Section Two. Fiscal Year. The fiscal year of the corporation shall begin on the first day of September and end on the last day of August in each year.
 
Section Three. Executive Director. The board of directors shall have authority to appoint an executive director who shall attend all meetings of the corporation and of the board of directors, and such other meetings as directed by the president. The executive director shall attend to the management and conduct of the affairs of the corporation subject to the direction of the president and of the board of directors but shall have no vote in such affairs. Compensation payable to the executive director for such services shall be fixed by the board of directors.
 
Section Four. Waiver of Notice.
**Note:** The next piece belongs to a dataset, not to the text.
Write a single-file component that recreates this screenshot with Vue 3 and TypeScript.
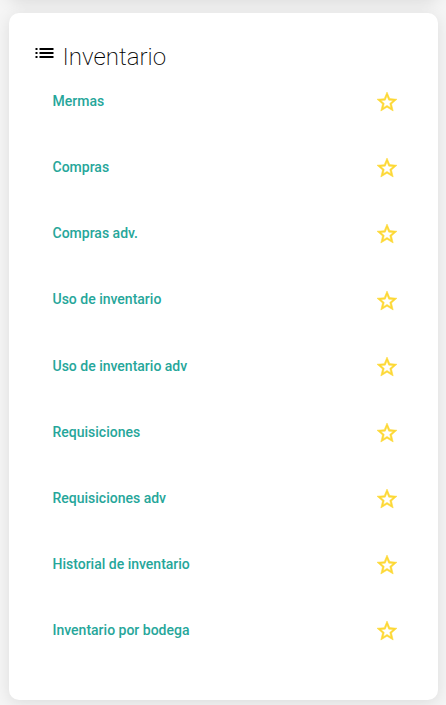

Whenever any notice is required to be given under the provisions of the New York Not-For-Profit Corporation Law or under the provisions of the certificate of incorporation or the by-laws of the corporation, a waiver thereof in writing signed by the person or persons entitled to such notice, whether before or after the time stated therein, shall be deemed equivalent to the giving of such notice.
 
ARTICLE X. AMENDMENTS
 
Section One. Power of Members to Amend By-Laws. The by-laws of this corporation may be amended, repealed, or added to or new by-1aws may be adopted by the vote of a majority of the members entitled to vote at a meeting duly called at which there is a quorum in attendance. A copy of the proposed amendment must be mailed to each member at least ten (10) days in advance of the date of such meeting.
 
Section Two. Power of Members to Amend Certificate of Incorporation. The certificate of incorporation of this corporation may be amended by a vote of a majority of the members entitled to vote at a meeting duly called at which there is a quorum in attendance. A copy of the proposed amendment must be mailed to each member at least ten (10) days in advance of the date of such meeting.